Compressing Pre-trained Transformers via Low-Bit NxM Sparsity for Natural Language Understanding

TL;DR

This paper introduces NxMiFormer, a flexible compression framework for pre-trained Transformers that combines sparsification and quantization, achieving high compression ratios with minimal accuracy loss on NLP benchmarks.

Contribution

It systematically investigates the benefits of N:M sparsity and low-bit quantization for Transformer compression and proposes a heuristic search for optimal configurations.

Findings

Achieves up to 93% encoder compression with 98.2% accuracy retention.

Heterogeneous configurations maintain 99.5% accuracy with 87.5% compression.

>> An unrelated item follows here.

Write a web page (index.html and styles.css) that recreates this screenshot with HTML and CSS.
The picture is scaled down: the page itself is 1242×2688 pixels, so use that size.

Effectively leverages hardware support for sparsity and low-precision computation.

Abstract

In recent years, large pre-trained Transformer networks have demonstrated dramatic improvements in many natural language understanding tasks. However, the huge size of these models brings significant challenges to their fine-tuning and online deployment due to latency and cost constraints. New hardware supporting both N:M semi-structured sparsity and low-precision integer computation is a promising solution to boost DNN model serving efficiency. However, there have been very few studies that systematically investigate to what extent pre-trained Transformer networks benefit from the combination of these techniques, as well as how to best compress each component of the Transformer. We propose a flexible compression framework NxMiFormer that performs simultaneous sparsification and quantization using ADMM and STE-based QAT. Furthermore, we present and inexpensive, heuristic-driven search algorithm that identifies promising heterogeneous compression configurations that meet a compression ratio constraint. When evaluated across the GLUE suite of NLU benchmarks, our approach can achieve up to 93% compression of the encoders of a BERT model while retaining 98.2% of the original model accuracy and taking full advantage of the hardware's capabilities. Heterogeneous configurations found the by the search heuristic maintain 99.5% of the baseline accuracy while still compressing the model by 87.5%.